I’ve been following this discussion and I don’t find any reason why BB wouldn’t work fine on a system backup. There are no such things as data and system backup programs. It all depends on how you setup things. The so said system backup programs make life easier by having sane default settings for such, but there is no reason why a system backup can’t be made with a different program. Even cp can do it. Believe, me, I’ve transferred whole systems between partitions with cp more than once.
Totally agree with that! It is more important to focus on cold vs hot backup with “hot” being more prone to possible issues than “cold” I guess since files can possibly change during the backup process if one is careless. But many softwares (e.g Timeshift) which are primarily “designed” for system backup perform “hot” backups anyway so this just confuses newbies such as me.
Regarding my issue though, i don’t think that performing the Borg backup while the system is running caused the error as the permissions on /var/lib/lightdm in the Borg archive are correct. They actually get changed after the restore process, when rebooting from the LiveUSB back into the system. Can’t understand why in hell this happens although the fix is easy.
Sorry, I replied without reading the discussion below that post.

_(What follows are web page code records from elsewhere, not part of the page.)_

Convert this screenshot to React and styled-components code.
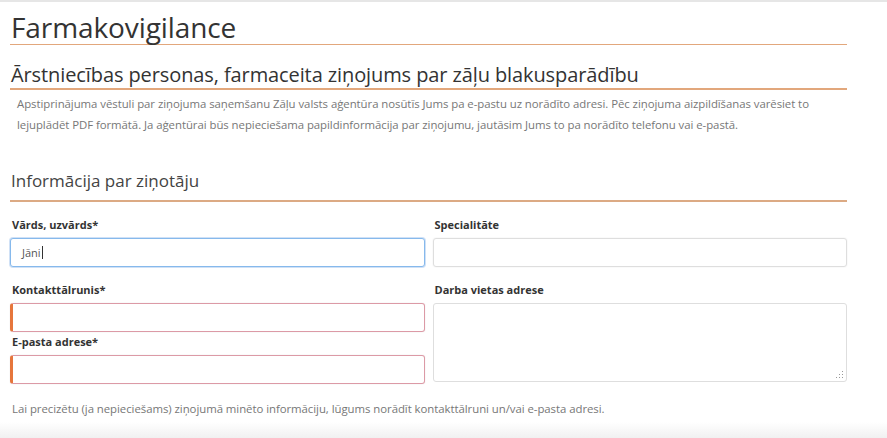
import React from 'react';
import styled, {createGlobalStyle} from 'styled-components';

const GlobalStyle = createGlobalStyle`
  html, body {
    margin: 0;
    padding: 0;
    background: #fff;
  }
  body {
    font-family: "Open Sans", "Noto Sans", sans-serif;
    color: #333;
  }
`

const Page = styled.div`
  width: 887px;
  height: 438px;
  overflow: hidden;
  box-sizing: border-box;
  border-top: 2px solid #e6e6e6;
  background: linear-gradient(to bottom, #fff 0, #fff 420px, #efefef 438px);
`

const Content = styled.div`
  width: 837px;
  margin-left: 10px;
`

const Title = styled.h1`
  margin: 0;
  padding: 9px 0 0 1px;
  font-size: 28px;
  font-weight: 400;
  line-height: 33px;
  letter-spacing: -0.1px;
  color: #333;
  border-bottom: 1px solid #e2a77c;
`

const Subtitle = styled.h2`
  margin: 0;
  padding: 16px 0 0 1px;
  font-size: 20px;
  font-weight: 400;
  line-height: 27px;
  letter-spacing: -0.1px;
  color: #333;
  border-bottom: 2px solid #e2a77c;
`

const Note = styled.p`
  margin: ${props => props.top || 0}px 0 0 ${props => props.indent || 0}px;
  font-size: 11.4px;
  line-height: 21px;
  color: #777;
  letter-spacing: -0.05px;
`

const Section = styled.h3`
  margin: 34px 0 0;
  padding-left: 1px;
  font-size: 17px;
  font-weight: 400;
  line-height: 23px;
  padding-bottom: 8px;
  color: #444;
  border-bottom: 2px solid #dcaa84;
`

const Grid = styled.div`
  display: grid;
  grid-template-columns: 1fr 1fr;
  column-gap: 8px;
  margin-top: 16px;
`

const Column = styled.div`
  display: flex;
  flex-direction: column;
`

const Label = styled.label`
  display: block;
  font-size: 11px;
  font-weight: 700;
  line-height: 14px;
  color: #333;
  padding-left: 2px;
  margin-top: ${props => props.top || 0}px;
  margin-bottom: 6px;
`

const Input = styled.div`
  box-sizing: border-box;
  height: 29px;
  border-radius: 3px;
  border: 1px solid ${props => props.state === 'focus' ? '#86b9ec' : props.state === 'error' ? '#dc9aa6' : '#dedede'};
  border-left: ${props => props.state === 'error' ? '3px solid #e6763c' : null};
  box-shadow: ${props => props.state === 'focus' ? '0 0 0 1px rgba(120,170,230,0.35)' : '0 0 0 1px rgba(0,0,0,0.02)'};
  font-size: 11px;
  color: #555;
  display: flex;
  align-items: center;
  padding-left: 11px;
  background: #fff;
`

const Caret = styled.span`
  display: inline-block;
  width: 1px;
  height: 13px;
  background: #333;
  margin-left: 1px;
`

const TextArea = styled.div`
  position: relative;
  box-sizing: border-box;
  height: 79px;
  border-radius: 3px;
  border: 1px solid #dedede;
  background: #fff;
`

const Grip = styled.svg`
  position: absolute;
  right: 2px;
  bottom: 2px;
`

const App = () => {
    return (
        <Page>
            <GlobalStyle/>
            <Content>
                <Title>Farmakovigilance</Title>
                <Subtitle>Ārstniecības personas, farmaceita ziņojums par zāļu blakusparādību</Subtitle>
                <Note top={3} indent={7}>
                    Apstiprinājuma vēstuli par ziņojuma saņemšanu Zāļu valsts aģentūra nosūtīs Jums pa e-pastu uz norādīto adresi. Pēc ziņojuma aizpildīšanas varēsiet to<br/>
                    lejuplādēt PDF formātā. Ja aģentūrai būs nepieciešama papildinformācija par ziņojumu, jautāsim Jums to pa norādīto telefonu vai e-pastā.
                </Note>
                <Section>Informācija par ziņotāju</Section>
                <Grid>
                    <Column>
                        <Label>Vārds, uzvārds*</Label>
                        <Input state="focus">Jāni<Caret/></Input>
                        <Label top={16}>Kontakttālrunis*</Label>
                        <Input state="error"/>
                        <Label top={3}>E-pasta adrese*</Label>
                        <Input state="error"/>
                    </Column>
                    <Column>
                        <Label>Specialitāte</Label>
                        <Input/>
                        <Label top={16}>Darba vietas adrese</Label>
                        <TextArea>
                            <Grip width="8" height="8" viewBox="0 0 8 8">
                                <g fill="#999">
                                    <rect x="6" y="0" width="1" height="1"/>
                                    <rect x="6" y="3" width="1" height="1"/>
                                    <rect x="3" y="3" width="1" height="1"/>
                                    <rect x="6" y="6" width="1" height="1"/>
                                    <rect x="3" y="6" width="1" height="1"/>
                                    <rect x="0" y="6" width="1" height="1"/>
                                </g>
                            </Grip>
                        </TextArea>
                    </Column>
                </Grid>
                <Note top={14} indent={2}>
                    Lai precizētu (ja nepieciešams) ziņojumā minēto informāciju, lūgums norādīt kontakttālruni un/vai e-pasta adresi.
                </Note>
            </Content>
        </Page>
    );
}

export default App;
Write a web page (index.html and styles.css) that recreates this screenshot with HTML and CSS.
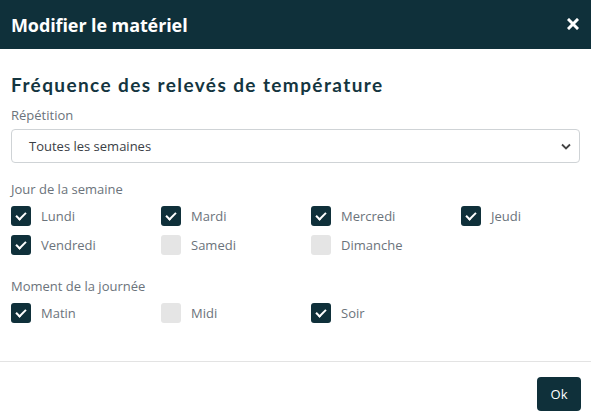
FILE: index.html
```html
<!DOCTYPE html>
<html lang="fr">
<head>
<meta charset="utf-8">
<link rel="stylesheet" href="styles.css">
</head>
<body>
<div class="modal">
  <header class="modal-header">
    <h1 class="modal-title">Modifier le matériel</h1>
    <button class="close" aria-label="Fermer">
      <svg width="12" height="12" viewBox="0 0 12 12"><path d="M2 2 L10 10 M10 2 L2 10" stroke="#fff" stroke-width="3" stroke-linecap="square"/></svg>
    </button>
  </header>
  <main class="modal-body">
    <h2 class="section-title">Fréquence des relevés de température</h2>
    <div class="field">
      <label class="label">Répétition</label>
      <div class="select">
        <span>Toutes les semaines</span>
        <svg width="10" height="7" viewBox="0 0 10 7"><path d="M1 1.5 L5 5.5 L9 1.5" fill="none" stroke="#444" stroke-width="1.8"/></svg>
      </div>
    </div>
    <div class="field group">
      <div class="label">Jour de la semaine</div>
      <div class="checks">
        <div class="check"><span class="box on"></span>Lundi</div>
        <div class="check"><span class="box on"></span>Mardi</div>
        <div class="check"><span class="box on"></span>Mercredi</div>
        <div class="check"><span class="box on"></span>Jeudi</div>
        <div class="check"><span class="box on"></span>Vendredi</div>
        <div class="check"><span class="box"></span>Samedi</div>
        <div class="check"><span class="box"></span>Dimanche</div>
      </div>
    </div>
    <div class="field group2">
      <div class="label">Moment de la journée</div>
      <div class="checks">
        <div class="check"><span class="box on"></span>Matin</div>
        <div class="check"><span class="box"></span>Midi</div>
        <div class="check"><span class="box on"></span>Soir</div>
      </div>
    </div>
  </main>
  <footer class="modal-footer">
    <button class="btn">Ok</button>
  </footer>
</div>
</body>
</html>
```

FILE: styles.css
```css
* { box-sizing: border-box; }
html, body { margin: 0; padding: 0; background: #fff; }
body { font-family: "Open Sans", "Noto Sans", sans-serif; color: #6b737b; }
.modal { width: 591px; height: 417px; display: flex; flex-direction: column; }
.modal-header {
  height: 49px; background: #0f303a; display: flex; align-items: center;
  justify-content: space-between; padding: 0 12px 0 11px;
}
.modal-title { margin: 0; color: #fff; font-size: 18px; font-weight: 700; font-family: "Open Sans", sans-serif; letter-spacing: -0.1px; }
.close { background: none; border: 0; padding: 0; display: flex; margin-top: -1px; }
.modal-body { padding: 25px 11px 0 11px; flex: 1; }
.section-title {
  margin: 0; font-family: "Lato", sans-serif; font-weight: 700; font-size: 19px;
  color: #143540; letter-spacing: 1.4px; line-height: 22px;
}
.field { margin-top: 10px; }
.label { font-size: 13px; line-height: 18px; color: #6b737b; display: block; }
.select {
  margin-top: 5px; height: 34px; border: 1px solid #cfd3d6; border-radius: 4px;
  display: flex; align-items: center; justify-content: space-between;
  padding: 0 8px 0 17px; font-size: 13px; color: #3b4046;
}
.group { margin-top: 17px; }
.group2 { margin-top: 22px; }
.checks { display: grid; grid-template-columns: repeat(4, 150px); row-gap: 9px; margin-top: 8px; }
.check { display: flex; align-items: center; font-size: 13px; color: #6b737b; height: 20px; }
.box {
  width: 20px; height: 20px; border-radius: 3px; background: #e5e5e5; margin-right: 10px;
  flex: none; position: relative;
}
.box.on { background: #0f303a; }
.box.on::after {
  content: ""; position: absolute; left: 7px; top: 4px; width: 4px; height: 8px;
  border: solid #fff; border-width: 0 2px 2px 0; transform: rotate(45deg);
}
.modal-footer {
  border-top: 1px solid #e3e3e3; height: 56px; display: flex; justify-content: flex-end;
  align-items: flex-start; padding: 15px 10px 0 0;
}
.btn {
  background: #0f303a; color: #fff; border: 0; border-radius: 4px; width: 44px; height: 34px;
  font-family: "Open Sans", sans-serif; font-size: 13px; padding: 0;
}
```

Of course it isn’t a good idea to backup while using the system, but note that “using the system” isn’t exactly the same as “while the system is running”. The only files which would not be properly backed up in the latter case are files being edited and not saved yet. Otherwise, when the backup program referencies a file, the updated version is returned by the OS, even if it wasn’t written to disk yet. Files dynamically changing at runtime are mostly (if not completely) excluded any way.